WHAT THIS TASK INVOLVES: Return each line of the listing below, unchanged, and omit the images.

SUPPLIED MATERIAL:
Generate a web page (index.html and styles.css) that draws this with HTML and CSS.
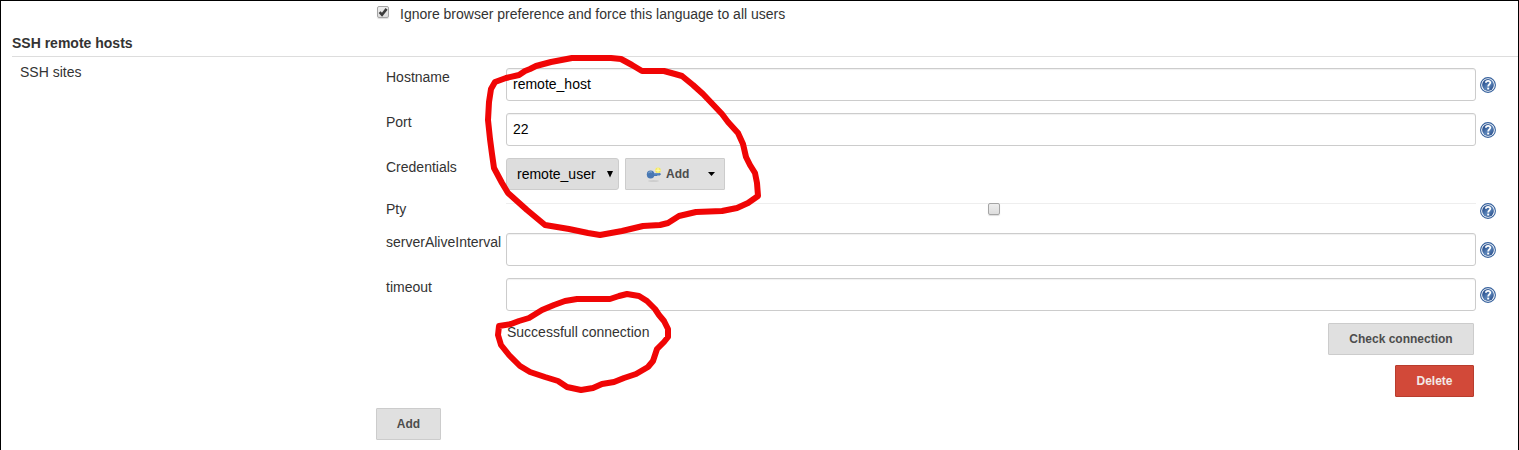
FILE: index.html
```html
<!DOCTYPE html>
<html lang="en">
<head>
<meta charset="utf-8">
<title>SSH remote hosts</title>
<link rel="stylesheet" href="styles.css">
</head>
<body>
<svg class="defs" aria-hidden="true">
  <defs>
    <linearGradient id="blue" x1="0" y1="0" x2="1" y2="1"><stop offset="0" stop-color="#143a7c"/><stop offset=".55" stop-color="#5b84b8"/><stop offset="1" stop-color="#1b4080"/></linearGradient>
    <symbol id="help" viewBox="0 0 16 16">
      <circle cx="8" cy="8" r="7.4" fill="#fff" stroke="#35609c" stroke-width="1.1"/>
      <circle cx="8" cy="8" r="5.9" fill="url(#blue)"/>
      <path d="M5.9 5.8C5.9 3.2 10.5 3.2 10.3 5.8C10.2 7.4 8.2 7.4 8.2 9.5" fill="none" stroke="#fff" stroke-width="1.8"/>
      <rect x="7.2" y="10.6" width="2" height="1.9" fill="#fff"/>
    </symbol>
  </defs>
</svg>
<main class="page">
  <label class="language"><span class="check"><svg viewBox="0 0 12 12"><path d="M2.6 6.2L5 8.7L9.6 2.9" fill="none" stroke="#3c3c3c" stroke-width="2.6"/></svg></span>Ignore browser preference and force this language to all users</label>
  <h2 class="section-title">SSH remote hosts</h2>
  <div class="section">
    <div class="section-label">SSH sites</div>
    <div class="sites">
      <div class="form">
        <div class="row"><span class="name">Hostname</span><div class="input">remote_host</div><svg class="help"><use href="#help"/></svg></div>
        <div class="row"><span class="name">Port</span><div class="input">22</div><svg class="help"><use href="#help"/></svg></div>
        <div class="row credentials"><span class="name">Credentials</span>
          <div class="controls">
            <div class="select">remote_user<svg width="6" height="7"><path d="M0 0H6L3 6.5Z" fill="#000"/></svg></div>
            <div class="button add-key">
              <svg class="key" width="16" height="16" viewBox="0 0 16 16"><ellipse cx="7.5" cy="15" rx="5.5" ry=".7" fill="#c6c6c6"/><circle cx="12" cy="4.3" r="2.8" fill="#f4e85c"/><path d="M12 1.8V6.8M9.5 4.3H14.5" stroke="#fffbb0"/><path d="M7.5 6.9H14L15 8.3L13.7 9.6H12.5L11.8 9.2L11 9.9H7.5Z" fill="#4779b7"/><ellipse cx="4.6" cy="8.4" rx="3.8" ry="4" fill="#4878b3"/><path d="M2.3 6.9Q4 5 6 6.1" fill="none" stroke="#8eb1d8"/><path d="M8 7.8H13.5" stroke="#8aadd6" stroke-width=".7"/></svg>
              Add
              <svg class="caret" width="7" height="4"><path d="M0 0H7L3.5 4Z" fill="#000"/></svg>
            </div>
          </div>
        </div>
        <div class="row pty"><span class="name">Pty</span><div class="pty-field"><span class="check"></span></div><svg class="help"><use href="#help"/></svg></div>
        <div class="row"><span class="name">serverAliveInterval</span><div class="input"></div><svg class="help"><use href="#help"/></svg></div>
        <div class="row"><span class="name">timeout</span><div class="input"></div><svg class="help"><use href="#help"/></svg></div>
      </div>
      <div class="status"><span>Successfull connection</span><div class="button">Check connection</div></div>
      <div class="remove"><div class="button danger">Delete</div></div>
      <div class="button add">Add</div>
    </div>
  </div>
  <svg class="marks" width="1519" height="450" viewBox="0 0 1519 450">
    <path d="M506 78L519 75L525 71L530 69L536 66L551 62L572 58L611 58L621 59L632 65L642 71L664 71L675 74L682 76L693 85L703 94L722 114L728 122L738 133L743 144L746 157L750 165L755 173L757 183L758 196L748 203L737 208L722 211L696 212L679 216L668 223L660 225L643 226L622 231L600 235L588 233L569 229L545 225L527 210L508 193L502 183L494 168L492 154L490 139L488 120L489 102L491 89L495 82Z"/>
    <path d="M499 326L511 324L519 321L529 318L542 310L554 305L565 301L577 299L610 299L619 296L627 294L639 296L647 301L655 309L659 315L664 321L668 329L668 337L664 342L657 349L653 361L648 367L636 374L624 378L614 382L602 384L593 388L581 390L567 387L558 381L545 377L530 372L520 366L509 355L501 345L498 335Z"/>
  </svg>
</main>
</body>
</html>
```
FILE: styles.css
```css
* { box-sizing: border-box; }
body { margin: 0; background: #fff; color: #333; font: 14px/18px "Liberation Sans", Arial, sans-serif; }
.defs { position: absolute; width: 0; height: 0; }
.page { position: relative; width: 1519px; height: 450px; overflow: hidden; border: 1px solid #000; border-bottom: 0; padding-left: 11px; }
.language { display: flex; align-items: flex-start; gap: 11px; height: 33px; padding: 4px 0 0 365px; }
.check { display: block; flex: none; width: 12px; height: 12px; border: 1px solid #a5a5a5; border-radius: 2px; background: linear-gradient(#eee, #ddd); box-shadow: 0 1px 1px #ddd; }
.check svg { display: block; width: 12px; height: 12px; margin: -1px; }
.language .check { margin-top: 1px; }
.section-title { height: 23px; margin: 0; border-bottom: 1px solid #ddd; font-size: 14px; line-height: 18px; }
.section { display: grid; grid-template-columns: 364px 1fr; padding-top: 6px; }
.section-label { padding-left: 8px; }
.sites { padding-top: 5px; }
.form { display: grid; gap: 12px; padding-left: 10px; }
.row { display: grid; grid-template-columns: 120px 970px 16px; height: 33px; }
.input { height: 33px; padding: 7px 6px; border: 1px solid #ccc; border-radius: 3px; box-shadow: inset 0 1px 1px rgba(0,0,0,.06); color: #000; line-height: 17px; }
.help { width: 16px; height: 16px; margin: 9px 0 0 4px; }
.credentials { height: 32px; }
.controls { display: flex; gap: 6px; }
.button { display: flex; align-items: center; justify-content: center; width: 65px; height: 32px; border: 1px solid #ccc; border-radius: 1px; background: #e0e0e0; color: #4d4d4d; font-size: 12px; font-weight: bold; }
.select { display: flex; align-items: center; justify-content: space-between; width: 113px; height: 32px; padding: 0 5px 0 10px; border: 1px solid #ccc; border-radius: 3px; background: #ddd; color: #000; }
.add-key { justify-content: flex-start; width: 100px; padding-left: 20px; }
.key { margin-right: 4px; }
.caret { margin-left: 19px; }
.pty { height: 31px; margin-top: -2px; }
.pty-field { display: flex; justify-content: center; height: 27px; margin-top: 3px; padding-left: 6px; border-top: 1px solid #eee; }
.pty-field .check { margin-top: -1px; }
.pty .help { margin-top: 3px; }
.pty + .row { margin-top: -10px; }
.status, .remove { display: flex; width: 1098px; }
.status { justify-content: space-between; margin-top: 12px; padding-left: 131px; }
.status .button { width: 146px; }
.remove { justify-content: flex-end; margin-top: 10px; }
.danger { width: 79px; border-color: #b83c2d; background: #d24939; color: #f3e9e7; }
.add { margin-top: 11px; }
.marks { position: absolute; top: -1px; left: -1px; }
.marks path { fill: none; stroke: #f00505; stroke-width: 6; stroke-linejoin: round; }
```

OUTPUT OF THE EXERCISE:
Generate a web page (index.html and styles.css) that draws this with HTML and CSS.
FILE: index.html
```html
<!DOCTYPE html>
<html lang="en">
<head>
<meta charset="utf-8">
<title>SSH remote hosts</title>
<link rel="stylesheet" href="styles.css">
</head>
<body>
<svg class="defs" aria-hidden="true">
  <defs>
    <linearGradient id="blue" x1="0" y1="0" x2="1" y2="1"><stop offset="0" stop-color="#143a7c"/><stop offset=".55" stop-color="#5b84b8"/><stop offset="1" stop-color="#1b4080"/></linearGradient>
    <symbol id="help" viewBox="0 0 16 16">
      <circle cx="8" cy="8" r="7.4" fill="#fff" stroke="#35609c" stroke-width="1.1"/>
      <circle cx="8" cy="8" r="5.9" fill="url(#blue)"/>
      <path d="M5.9 5.8C5.9 3.2 10.5 3.2 10.3 5.8C10.2 7.4 8.2 7.4 8.2 9.5" fill="none" stroke="#fff" stroke-width="1.8"/>
      <rect x="7.2" y="10.6" width="2" height="1.9" fill="#fff"/>
    </symbol>
  </defs>
</svg>
<main class="page">
  <label class="language"><span class="check"><svg viewBox="0 0 12 12"><path d="M2.6 6.2L5 8.7L9.6 2.9" fill="none" stroke="#3c3c3c" stroke-width="2.6"/></svg></span>Ignore browser preference and force this language to all users</label>
  <h2 class="section-title">SSH remote hosts</h2>
  <div class="section">
    <div class="section-label">SSH sites</div>
    <div class="sites">
      <div class="form">
        <div class="row"><span class="name">Hostname</span><div class="input">remote_host</div><svg class="help"><use href="#help"/></svg></div>
        <div class="row"><span class="name">Port</span><div class="input">22</div><svg class="help"><use href="#help"/></svg></div>
        <div class="row credentials"><span class="name">Credentials</span>
          <div class="controls">
            <div class="select">remote_user<svg width="6" height="7"><path d="M0 0H6L3 6.5Z" fill="#000"/></svg></div>
            <div class="button add-key">
              <svg class="key" width="16" height="16" viewBox="0 0 16 16"><ellipse cx="7.5" cy="15" rx="5.5" ry=".7" fill="#c6c6c6"/><circle cx="12" cy="4.3" r="2.8" fill="#f4e85c"/><path d="M12 1.8V6.8M9.5 4.3H14.5" stroke="#fffbb0"/><path d="M7.5 6.9H14L15 8.3L13.7 9.6H12.5L11.8 9.2L11 9.9H7.5Z" fill="#4779b7"/><ellipse cx="4.6" cy="8.4" rx="3.8" ry="4" fill="#4878b3"/><path d="M2.3 6.9Q4 5 6 6.1" fill="none" stroke="#8eb1d8"/><path d="M8 7.8H13.5" stroke="#8aadd6" stroke-width=".7"/></svg>
              Add
              <svg class="caret" width="7" height="4"><path d="M0 0H7L3.5 4Z" fill="#000"/></svg>
            </div>
          </div>
        </div>
        <div class="row pty"><span class="name">Pty</span><div class="pty-field"><span class="check"></span></div><svg class="help"><use href="#help"/></svg></div>
        <div class="row"><span class="name">serverAliveInterval</span><div class="input"></div><svg class="help"><use href="#help"/></svg></div>
        <div class="row"><span class="name">timeout</span><div class="input"></div><svg class="help"><use href="#help"/></svg></div>
      </div>
      <div class="status"><span>Successfull connection</span><div class="button">Check connection</div></div>
      <div class="remove"><div class="button danger">Delete</div></div>
      <div class="button add">Add</div>
    </div>
  </div>
  <svg class="marks" width="1519" height="450" viewBox="0 0 1519 450">
    <path d="M506 78L519 75L525 71L530 69L536 66L551 62L572 58L611 58L621 59L632 65L642 71L664 71L675 74L682 76L693 85L703 94L722 114L728 122L738 133L743 144L746 157L750 165L755 173L757 183L758 196L748 203L737 208L722 211L696 212L679 216L668 223L660 225L643 226L622 231L600 235L588 233L569 229L545 225L527 210L508 193L502 183L494 168L492 154L490 139L488 120L489 102L491 89L495 82Z"/>
    <path d="M499 326L511 324L519 321L529 318L542 310L554 305L565 301L577 299L610 299L619 296L627 294L639 296L647 301L655 309L659 315L664 321L668 329L668 337L664 342L657 349L653 361L648 367L636 374L624 378L614 382L602 384L593 388L581 390L567 387L558 381L545 377L530 372L520 366L509 355L501 345L498 335Z"/>
  </svg>
</main>
</body>
</html>
```
FILE: styles.css
```css
* { box-sizing: border-box; }
body { margin: 0; background: #fff; color: #333; font: 14px/18px "Liberation Sans", Arial, sans-serif; }
.defs { position: absolute; width: 0; height: 0; }
.page { position: relative; width: 1519px; height: 450px; overflow: hidden; border: 1px solid #000; border-bottom: 0; padding-left: 11px; }
.language { display: flex; align-items: flex-start; gap: 11px; height: 33px; padding: 4px 0 0 365px; }
.check { display: block; flex: none; width: 12px; height: 12px; border: 1px solid #a5a5a5; border-radius: 2px; background: linear-gradient(#eee, #ddd); box-shadow: 0 1px 1px #ddd; }
.check svg { display: block; width: 12px; height: 12px; margin: -1px; }
.language .check { margin-top: 1px; }
.section-title { height: 23px; margin: 0; border-bottom: 1px solid #ddd; font-size: 14px; line-height: 18px; }
.section { display: grid; grid-template-columns: 364px 1fr; padding-top: 6px; }
.section-label { padding-left: 8px; }
.sites { padding-top: 5px; }
.form { display: grid; gap: 12px; padding-left: 10px; }
.row { display: grid; grid-template-columns: 120px 970px 16px; height: 33px; }
.input { height: 33px; padding: 7px 6px; border: 1px solid #ccc; border-radius: 3px; box-shadow: inset 0 1px 1px rgba(0,0,0,.06); color: #000; line-height: 17px; }
.help { width: 16px; height: 16px; margin: 9px 0 0 4px; }
.credentials { height: 32px; }
.controls { display: flex; gap: 6px; }
.button { display: flex; align-items: center; justify-content: center; width: 65px; height: 32px; border: 1px solid #ccc; border-radius: 1px; background: #e0e0e0; color: #4d4d4d; font-size: 12px; font-weight: bold; }
.select { display: flex; align-items: center; justify-content: space-between; width: 113px; height: 32px; padding: 0 5px 0 10px; border: 1px solid #ccc; border-radius: 3px; background: #ddd; color: #000; }
.add-key { justify-content: flex-start; width: 100px; padding-left: 20px; }
.key { margin-right: 4px; }
.caret { margin-left: 19px; }
.pty { height: 31px; margin-top: -2px; }
.pty-field { display: flex; justify-content: center; height: 27px; margin-top: 3px; padding-left: 6px; border-top: 1px solid #eee; }
.pty-field .check { margin-top: -1px; }
.pty .help { margin-top: 3px; }
.pty + .row { margin-top: -10px; }
.status, .remove { display: flex; width: 1098px; }
.status { justify-content: space-between; margin-top: 12px; padding-left: 131px; }
.status .button { width: 146px; }
.remove { justify-content: flex-end; margin-top: 10px; }
.danger { width: 79px; border-color: #b83c2d; background: #d24939; color: #f3e9e7; }
.add { margin-top: 11px; }
.marks { position: absolute; top: -1px; left: -1px; }
.marks path { fill: none; stroke: #f00505; stroke-width: 6; stroke-linejoin: round; }
```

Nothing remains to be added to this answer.